A small feature shipped this month that I think marks a bigger turn than its announcement suggested. Mistral rebranded its chat app to Vibe and gave it a "Code Mode" where you connect a GitHub repo, start a coding session that runs in an isolated cloud sandbox, and — this is the part — the agent works, opens a pull request, and notifies you, "so you review the result instead of every keystroke that produced it." The sessions run in parallel, keep going while your machine is off, and can be triggered from Slack, not just an editor.

Read that last bit again. You can kick off real software work from a Slack message. The place where building happens just stopped being the IDE.

The editor was never sacred — it just felt that way

For our entire careers, "where you code" had an obvious answer: the editor. It's where you typed, where the work lived, the cockpit. Vibe, and Cursor's Automations, and a wave of background agents are quietly demoting it. Cursor's version spins up an isolated cloud VM, clones your repo, works on its own branch, and hands you a PR to review. A tool called Tembo makes Slack the primary interface — describe a task in a channel, get a production-ready PR back in the same thread.

The common shape across all of them: the build runs somewhere else, in the cloud, in parallel, and comes back to you as a diff to judge. The editor becomes one place you might review that diff — not the place the work happened. The cockpit turned into a notification.

This is "directing, not typing" reaching its conclusion

I've written that my own work shifted from typing code to directing agents that write it. What this month makes concrete is the next step: once you're directing rather than typing, you don't need to be sitting in the editor to do it.

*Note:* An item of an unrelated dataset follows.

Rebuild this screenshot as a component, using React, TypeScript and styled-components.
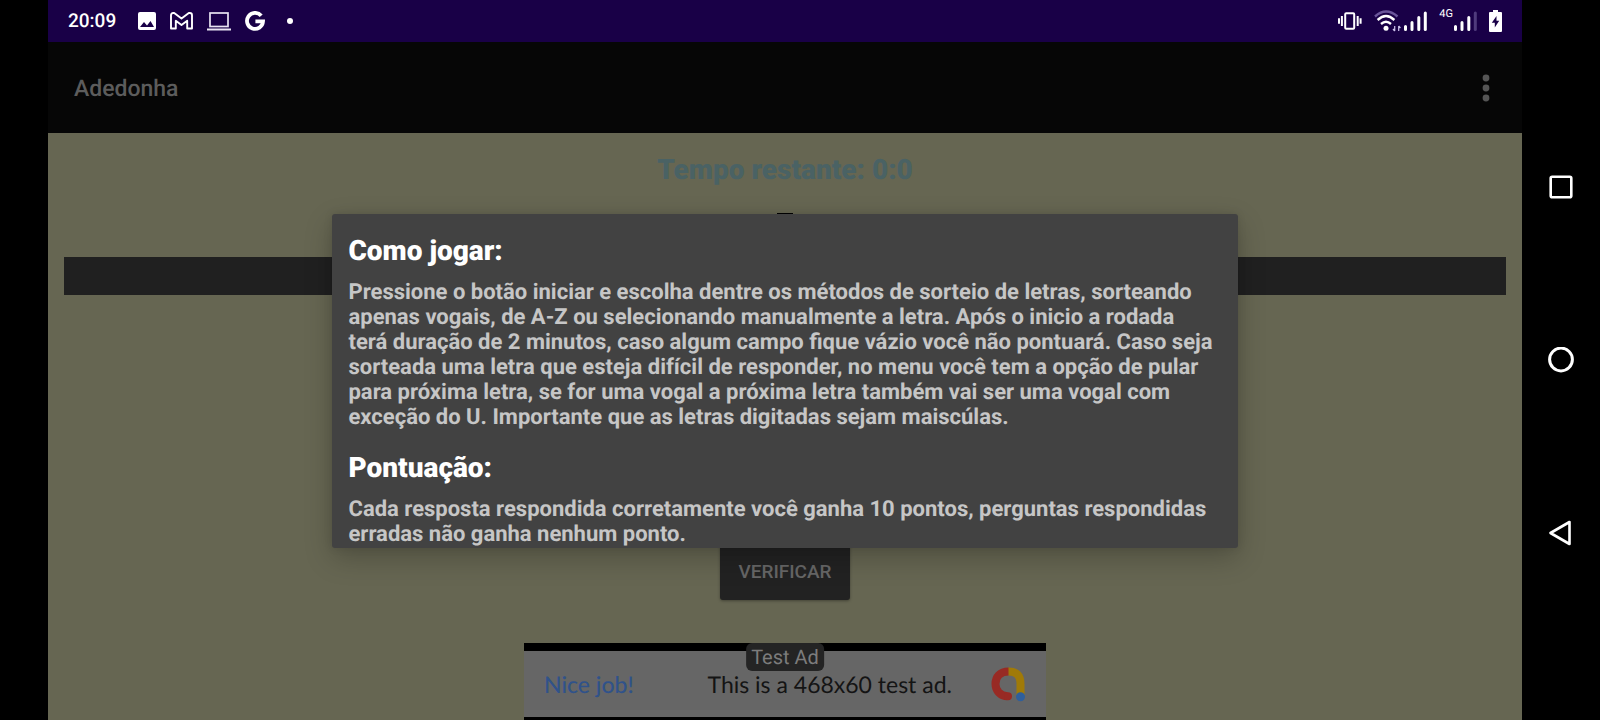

If the real work is specifying the task and judging the result, then the trigger can be anywhere — a Slack message, a CLI, an issue tracker, a timer — and the output is always the same thing: a change for you to approve.

That reframes the whole job. The unit of work stops being "an afternoon in the editor" and becomes "a task I handed off and a diff I reviewed." It's the same move as going from approving every step to reviewing the outcome, pushed all the way down to how you physically work: you launch, the agent grinds in the cloud, you come back to a result. The keystrokes that produced it are no longer your concern, the same way you don't read the assembly your compiler emits.

What actually changes for you

A few consequences fall out of this, and they're worth getting ahead of:

  • The spec becomes the real interface. When you trigger from Slack and get a PR back, the only thing you actually authored is the description of what you wanted. The clearer that is, the better the diff. This is the spec being the artifact, made literal — what you type into the channel is the work.
  • Reviewing becomes the main skill. If the agent writes and you judge, then your throughput is capped by how fast and well you can read a diff, not how fast you type. The bottleneck moved from production to evaluation — invest there.
  • Parallelism becomes normal, and dangerous. Sessions run at once, while your laptop sleeps. That's leverage, but five agents opening five PRs you skim at midnight is exactly how unreviewed, subtly-wrong code reaches main. More parallel build means you need more review discipline, not less.
  • Non-developers get a trigger too. When the interface is Slack, a PM or support engineer can kick off a change by tagging the agent. That's powerful and it's a governance problem — someone still has to own what reaches production.

The takeaway

Don't over-read this: the IDE isn't dead, and there's plenty of work that still wants you in the editor, hands on the code. But the center of gravity is moving. The default mental model — "building software means sitting in my editor typing" — is becoming one option among several, and increasingly not the main one.

The shift worth internalizing is that where you build is decoupling from the editor, and what you do is sliding from producing code to specifying and judging it. The people who adapt fastest will be the ones who get comfortable launching work from anywhere and, more importantly, reviewing what comes back like it matters — because the one thing that didn't move to the cloud is the responsibility for what ships. That stayed exactly where it always was: with you.